Dio, ecco… “A Rodi sono stato educato nella fede religiosa ebraica. A Birkenau l’ho persa quando, già debilitato, mi hanno fatto pulire un canale vicino alla rampa della morte. Arrivò un convoglio, altre duemila persone, proprio come quando noi eravamo giunti da Rodi. Come è possibile che Dio l’avesse permesso? Come è possibile che Dio non avesse impedito che tanti bambini innocenti fossero mandati a morte? mi sfogai. Lì persi la mia fede. Pian piano l’ho riacquistata. Ora, grazie a Dio, sono sereno, sono tranquillo, ho una missione da compiere, fino a quando Dio vorrà”.
MASSIMO FINZI: NOTE SUL CONCETTO EBRAICO DI PERDONO
Grande emozione nell’ex-Collegio militare. “Pacem, dona nobis pacem in terris” con il coro e orchestra della diocesi di Roma. Poi Massimo Finzi, assessore alla Memoria della Comunità ebraica di Roma, ha parlato del perdono nella tradizione ebraica. Subito una puntualizzazione importante: “Ancora oggi è largamente diffusa l’opinione che l’ebraismo sia una religione dominata da un Dio severo di giustizia, contrapposto a un Dio cristiano basato sull’amore. In realtà la tradizione ebraica esprime tutt’altro quando afferma che l’umanità intera non potrebbe sopravvivere senza la misericordia divina”. Insomma “giustizia e amore camminano di pari passo, impossibile separarli”.
Del resto “l’ebraismo attribuisce un valore immenso al perdono tanto da aver dedicato un giorno del calendario al Kippur, la solenne ricorrenza legata all’espiazione dei peccati e quindi al perdono stesso”. Il Kippur “era una ricorrenza rispettata con il digiuno perfino nei campi di sterminio, dove un solo boccone di pane poteva fare la differenza tra la vita e la morte”.
Un’altra notazione assai interessante: “L’ebraismo non prevede il perdono ‘conto terzi’ o per procura nel senso che nessuno può scusarsi o perdonare al posto di altri. La richiesta del perdono è diretta: parte da colui che ha procurato l’offesa e va in direzione di chi l’ha subita. Insomma non è consentito porgere la guancia di un altro”.
Don Pino Pulcinelli, responsabile diocesano di Roma per i rapporti con l’ebraismo, ha poi evidenziato, riguardo alla razzia dell’ottobre 1943, “il colpevole silenzio anche di chi tra i cristiani non ha fatto quanto avrebbe potuto. In troppi hanno voltato le spalle per paura, indifferenza, ignoranza”. Anche oggi “molta strada resta da fare per opporsi ai rigurgiti di antisemitismo”.

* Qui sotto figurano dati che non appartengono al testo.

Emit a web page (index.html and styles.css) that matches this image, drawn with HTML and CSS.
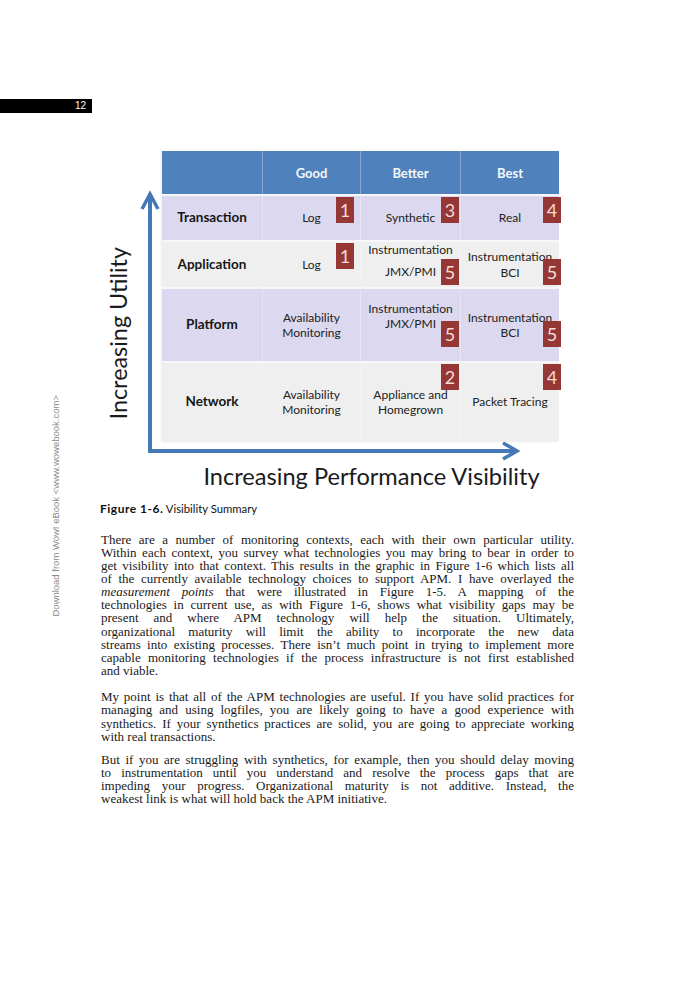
FILE: index.html
```html
<!DOCTYPE html>
<html lang="en">
<head>
<meta charset="utf-8">
<title>Visibility Summary</title>
<link rel="stylesheet" href="styles.css">
</head>
<body>
<div class="watermark">Download from Wow! eBook &lt;www.wowebook.com&gt;</div>
<div class="pagenum">12</div>

<div class="figure">
  <svg class="axes" width="700" height="380" viewBox="0 0 700 380">
    <line x1="150" y1="84" x2="150" y2="340" class="ax"/>
    <line x1="148" y1="338" x2="514" y2="338" class="ax"/>
    <polyline points="142,96 150,81 158,96" class="head"/>
    <polyline points="503,330 517,338 503,346" class="head"/>
  </svg>
  <div class="ylabel">Increasing Utility</div>

  <div class="grid">
    <div class="hd"></div>
    <div class="hd col">Good</div>
    <div class="hd col">Better</div>
    <div class="hd col">Best</div>

    <div class="cell purple label">Transaction</div>
    <div class="cell purple col good"><span>Log</span><span class="badge t3">1</span></div>
    <div class="cell purple col better"><span>Synthetic</span><span class="badge t3">3</span></div>
    <div class="cell purple col best"><span>Real</span><span class="badge t3">4</span></div>

    <div class="cell gray label">Application</div>
    <div class="cell gray col good"><span>Log</span><span class="badge t3">1</span></div>
    <div class="cell gray col better spread"><span>Instrumentation<br>JMX/PMI</span><span class="badge t19">5</span></div>
    <div class="cell gray col best"><span>Instrumentation<br>BCI</span><span class="badge t19">5</span></div>

    <div class="cell purple label">Platform</div>
    <div class="cell purple col good"><span>Availability<br>Monitoring</span></div>
    <div class="cell purple col better raised"><span>Instrumentation<br>JMX/PMI</span><span class="badge t34">5</span></div>
    <div class="cell purple col best"><span>Instrumentation<br>BCI</span><span class="badge t34">5</span></div>

    <div class="cell gray label">Network</div>
    <div class="cell gray col good"><span>Availability<br>Monitoring</span></div>
    <div class="cell gray col better"><span>Appliance and<br>Homegrown</span><span class="badge t3">2</span></div>
    <div class="cell gray col best"><span>Packet Tracing</span><span class="badge t3">4</span></div>
  </div>

  <div class="xlabel">Increasing Performance Visibility</div>
</div>

<p class="caption"><b>Figure 1-6.</b> Visibility Summary</p>

<p class="para">
  <span class="ln">There are a number of monitoring contexts, each with their own particular utility.</span>
  <span class="ln">Within each context, you survey what technologies you may bring to bear in order to</span>
  <span class="ln">get visibility into that context. This results in the graphic in Figure 1-6 which lists all</span>
  <span class="ln">of the currently available technology choices to support APM. I have overlayed the</span>
  <span class="ln"><em>measurement points</em> that were illustrated in Figure 1-5. A mapping of the</span>
  <span class="ln">technologies in current use, as with Figure 1-6, shows what visibility gaps may be</span>
  <span class="ln">present and where APM technology will help the situation. Ultimately,</span>
  <span class="ln">organizational maturity will limit the ability to incorporate the new data</span>
  <span class="ln">streams into existing processes. There isn’t much point in trying to implement more</span>
  <span class="ln">capable monitoring technologies if the process infrastructure is not first established</span>
  <span class="ln end">and viable.</span>
</p>

<p class="para p2">
  <span class="ln">My point is that all of the APM technologies are useful. If you have solid practices for</span>
  <span class="ln">managing and using logfiles, you are likely going to have a good experience with</span>
  <span class="ln">synthetics. If your synthetics practices are solid, you are going to appreciate working</span>
  <span class="ln end">with real transactions.</span>
</p>

<p class="para p3">
  <span class="ln">But if you are struggling with synthetics, for example, then you should delay moving</span>
  <span class="ln">to instrumentation until you understand and resolve the process gaps that are</span>
  <span class="ln">impeding your progress. Organizational maturity is not additive. Instead, the</span>
  <span class="ln end">weakest link is what will hold back the APM initiative.</span>
</p>
</body>
</html>
```

FILE: styles.css
```css
* { box-sizing: border-box; }

body {
  margin: 0;
  width: 700px;
  position: relative;
  background: #ffffff;
  color: #1a1a1a;
  font-family: "Liberation Serif", serif;
}

.watermark {
  position: absolute;
  left: 50px;
  top: 395px;
  writing-mode: vertical-rl;
  transform: rotate(180deg);
  font-family: "Liberation Sans", Arial, sans-serif;
  font-size: 9.5px;
  line-height: 11px;
  color: #8c8c8c;
  white-space: nowrap;
}

.pagenum {
  margin-top: 99px;
  width: 92px;
  height: 14px;
  background: #000;
  color: #fff;
  font-family: "Liberation Sans", Arial, sans-serif;
  font-size: 10px;
  line-height: 14px;
  text-align: right;
  padding-right: 6px;
}

/* ---------- figure ---------- */
.figure {
  position: relative;
  padding: 38px 0 0 162px;
  font-family: Lato, "Open Sans", sans-serif;
}

.axes {
  position: absolute;
  left: 0;
  top: 0;
  overflow: visible;
}
.axes .ax {
  stroke: #4678b6;
  stroke-width: 4;
}
.axes .head {
  fill: none;
  stroke: #4678b6;
  stroke-width: 3.5;
  stroke-linejoin: miter;
}

.ylabel {
  position: absolute;
  left: 104px;
  top: 134px;
  writing-mode: vertical-rl;
  transform: rotate(180deg);
  font-size: 23.4px;
  line-height: 28px;
  color: #1a1a1a;
  white-space: nowrap;
}

.grid {
  display: grid;
  grid-template-columns: 100px 98px 100px 99px;
  grid-template-rows: 43px 46px 47px 74px 80px;
  width: 397px;
  box-shadow: -1px 1px 2px rgba(0, 0, 0, 0.08);
}

.hd {
  background: #4f81bd;
  color: #f4f7fc;
  font-weight: 700;
  font-size: 13px;
  display: flex;
  align-items: center;
  justify-content: center;
}
.hd.col { border-left: 1px solid #86a6d3; }

.cell {
  position: relative;
  display: flex;
  align-items: center;
  justify-content: center;
  text-align: center;
  border-top: 2px solid #f7f7fa;
  font-size: 12px;
  line-height: 15.5px;
  color: #222;
}
.cell.purple { background: #dbd8ef; }
.cell.gray { background: #efefef; }
.cell.purple.col { border-left: 1px solid #e7e5f5; }
.cell.gray.col { border-left: 1px solid #f3f3f3; }

.cell.label {
  font-weight: 700;
  font-size: 13.5px;
  color: #161616;
}

.cell.spread { line-height: 22px; padding-bottom: 7px; }
.cell.raised { padding-bottom: 18px; }

.badge {
  position: absolute;
  width: 18px;
  height: 26px;
  background: #953735;
  color: #f3dcdb;
  font-size: 18px;
  line-height: 26px;
  text-align: center;
}
.good .badge { right: 6px; }
.better .badge { right: 1px; }
.best .badge { right: -2px; }
.badge.t3 { top: 1px; }
.badge.t19 { top: 17px; }
.badge.t34 { top: 32px; }

.xlabel {
  margin-top: 21px;
  width: 419px;
  text-align: center;
  font-size: 23.6px;
  line-height: 28px;
  color: #1a1a1a;
}

/* ---------- text ---------- */
.caption {
  margin: 11.5px 0 0 100px;
  font-family: Lato, "Open Sans", sans-serif;
  font-size: 11.3px;
  line-height: 14px;
  color: #111;
}
.caption b {
  font-weight: 700;
  font-size: 12px;
  letter-spacing: 0.5px;
}

.para {
  margin: 17px 126px 0 101px;
  font-size: 13px;
  line-height: 13.15px;
  text-align: justify;
  color: #1a1a1a;
}
.para.p2 { margin-top: 13px; }
.para.p3 { margin-top: 10px; }

.ln {
  display: block;
  text-align-last: justify;
}
.ln.end { text-align-last: left; }
```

Ancora il coro e l’orchestra di mons. Frisina (salmo 133, Hinne mah tov), infine – a concludere degnamente la commemorazione, il coro degli alunni delle scuole della Comunità ebraica di Roma (diretto dal maestro Josef Anticoli) con Ani maamin/Io credo, il Salmo 30 e Gam gam tratto dal Salmo 23: “Anche se andassi nella valle oscura, non temerei alcun male, perché Tu sei sempre con me; perché Tu sei il mio bastone, il mio supporto, con Te io mi sento tranquillo”.
Non solo per gli studenti sono state tre ore ben spese: di conoscenza storica, di educazione civica, di formazione umana.